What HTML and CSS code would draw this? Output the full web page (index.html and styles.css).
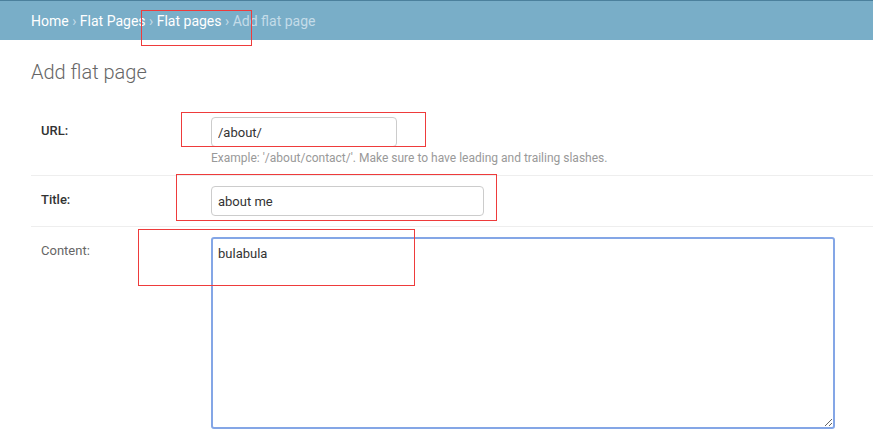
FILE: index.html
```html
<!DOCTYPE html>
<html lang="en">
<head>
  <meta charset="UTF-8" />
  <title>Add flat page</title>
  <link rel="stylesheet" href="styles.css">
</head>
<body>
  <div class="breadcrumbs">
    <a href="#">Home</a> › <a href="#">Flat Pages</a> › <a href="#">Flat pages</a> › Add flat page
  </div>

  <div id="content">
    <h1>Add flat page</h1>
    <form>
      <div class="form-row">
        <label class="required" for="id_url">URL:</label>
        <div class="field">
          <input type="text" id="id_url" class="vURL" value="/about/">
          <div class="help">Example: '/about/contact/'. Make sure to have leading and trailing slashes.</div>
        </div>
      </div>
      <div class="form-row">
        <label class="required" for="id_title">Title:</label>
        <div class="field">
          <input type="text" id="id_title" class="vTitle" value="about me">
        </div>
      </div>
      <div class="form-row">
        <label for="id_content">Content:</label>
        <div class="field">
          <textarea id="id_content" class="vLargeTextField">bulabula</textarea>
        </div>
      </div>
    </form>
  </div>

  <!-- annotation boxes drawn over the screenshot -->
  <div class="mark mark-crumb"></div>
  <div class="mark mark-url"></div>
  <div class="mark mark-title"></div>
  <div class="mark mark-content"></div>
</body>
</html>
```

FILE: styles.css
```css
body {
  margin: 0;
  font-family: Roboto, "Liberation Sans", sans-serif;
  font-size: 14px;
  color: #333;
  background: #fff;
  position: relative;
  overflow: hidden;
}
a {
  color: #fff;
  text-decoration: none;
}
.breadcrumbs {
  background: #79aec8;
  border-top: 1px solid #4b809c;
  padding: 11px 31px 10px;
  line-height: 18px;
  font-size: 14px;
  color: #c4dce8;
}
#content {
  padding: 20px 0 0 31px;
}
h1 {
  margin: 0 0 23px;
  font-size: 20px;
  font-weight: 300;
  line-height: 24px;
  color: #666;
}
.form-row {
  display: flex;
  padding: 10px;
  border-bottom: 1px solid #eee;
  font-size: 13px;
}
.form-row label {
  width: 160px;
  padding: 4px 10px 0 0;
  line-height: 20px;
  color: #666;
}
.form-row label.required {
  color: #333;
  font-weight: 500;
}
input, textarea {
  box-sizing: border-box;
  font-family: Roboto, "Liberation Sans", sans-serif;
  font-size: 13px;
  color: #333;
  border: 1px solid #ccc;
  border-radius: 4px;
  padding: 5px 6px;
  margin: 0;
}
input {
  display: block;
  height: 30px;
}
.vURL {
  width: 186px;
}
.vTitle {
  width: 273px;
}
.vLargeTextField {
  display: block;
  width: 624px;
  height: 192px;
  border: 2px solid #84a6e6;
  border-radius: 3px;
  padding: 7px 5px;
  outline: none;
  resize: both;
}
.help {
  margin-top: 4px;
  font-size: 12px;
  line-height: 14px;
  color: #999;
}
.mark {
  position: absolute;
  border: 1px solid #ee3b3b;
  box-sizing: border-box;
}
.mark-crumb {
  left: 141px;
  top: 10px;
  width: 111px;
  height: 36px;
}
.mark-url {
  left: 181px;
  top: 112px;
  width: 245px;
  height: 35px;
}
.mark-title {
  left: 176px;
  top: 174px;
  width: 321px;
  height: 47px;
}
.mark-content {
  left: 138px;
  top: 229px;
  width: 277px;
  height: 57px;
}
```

*STATED GOAL*
Transcribe the full listing above exactly, with the images removed.

*WRITTEN ANSWER*
What HTML and CSS code would draw this? Output the full web page (index.html and styles.css).
FILE: index.html
```html
<!DOCTYPE html>
<html lang="en">
<head>
  <meta charset="UTF-8" />
  <title>Add flat page</title>
  <link rel="stylesheet" href="styles.css">
</head>
<body>
  <div class="breadcrumbs">
    <a href="#">Home</a> › <a href="#">Flat Pages</a> › <a href="#">Flat pages</a> › Add flat page
  </div>

  <div id="content">
    <h1>Add flat page</h1>
    <form>
      <div class="form-row">
        <label class="required" for="id_url">URL:</label>
        <div class="field">
          <input type="text" id="id_url" class="vURL" value="/about/">
          <div class="help">Example: '/about/contact/'. Make sure to have leading and trailing slashes.</div>
        </div>
      </div>
      <div class="form-row">
        <label class="required" for="id_title">Title:</label>
        <div class="field">
          <input type="text" id="id_title" class="vTitle" value="about me">
        </div>
      </div>
      <div class="form-row">
        <label for="id_content">Content:</label>
        <div class="field">
          <textarea id="id_content" class="vLargeTextField">bulabula</textarea>
        </div>
      </div>
    </form>
  </div>

  <!-- annotation boxes drawn over the screenshot -->
  <div class="mark mark-crumb"></div>
  <div class="mark mark-url"></div>
  <div class="mark mark-title"></div>
  <div class="mark mark-content"></div>
</body>
</html>
```

FILE: styles.css
```css
body {
  margin: 0;
  font-family: Roboto, "Liberation Sans", sans-serif;
  font-size: 14px;
  color: #333;
  background: #fff;
  position: relative;
  overflow: hidden;
}
a {
  color: #fff;
  text-decoration: none;
}
.breadcrumbs {
  background: #79aec8;
  border-top: 1px solid #4b809c;
  padding: 11px 31px 10px;
  line-height: 18px;
  font-size: 14px;
  color: #c4dce8;
}
#content {
  padding: 20px 0 0 31px;
}
h1 {
  margin: 0 0 23px;
  font-size: 20px;
  font-weight: 300;
  line-height: 24px;
  color: #666;
}
.form-row {
  display: flex;
  padding: 10px;
  border-bottom: 1px solid #eee;
  font-size: 13px;
}
.form-row label {
  width: 160px;
  padding: 4px 10px 0 0;
  line-height: 20px;
  color: #666;
}
.form-row label.required {
  color: #333;
  font-weight: 500;
}
input, textarea {
  box-sizing: border-box;
  font-family: Roboto, "Liberation Sans", sans-serif;
  font-size: 13px;
  color: #333;
  border: 1px solid #ccc;
  border-radius: 4px;
  padding: 5px 6px;
  margin: 0;
}
input {
  display: block;
  height: 30px;
}
.vURL {
  width: 186px;
}
.vTitle {
  width: 273px;
}
.vLargeTextField {
  display: block;
  width: 624px;
  height: 192px;
  border: 2px solid #84a6e6;
  border-radius: 3px;
  padding: 7px 5px;
  outline: none;
  resize: both;
}
.help {
  margin-top: 4px;
  font-size: 12px;
  line-height: 14px;
  color: #999;
}
.mark {
  position: absolute;
  border: 1px solid #ee3b3b;
  box-sizing: border-box;
}
.mark-crumb {
  left: 141px;
  top: 10px;
  width: 111px;
  height: 36px;
}
.mark-url {
  left: 181px;
  top: 112px;
  width: 245px;
  height: 35px;
}
.mark-title {
  left: 176px;
  top: 174px;
  width: 321px;
  height: 47px;
}
.mark-content {
  left: 138px;
  top: 229px;
  width: 277px;
  height: 57px;
}
```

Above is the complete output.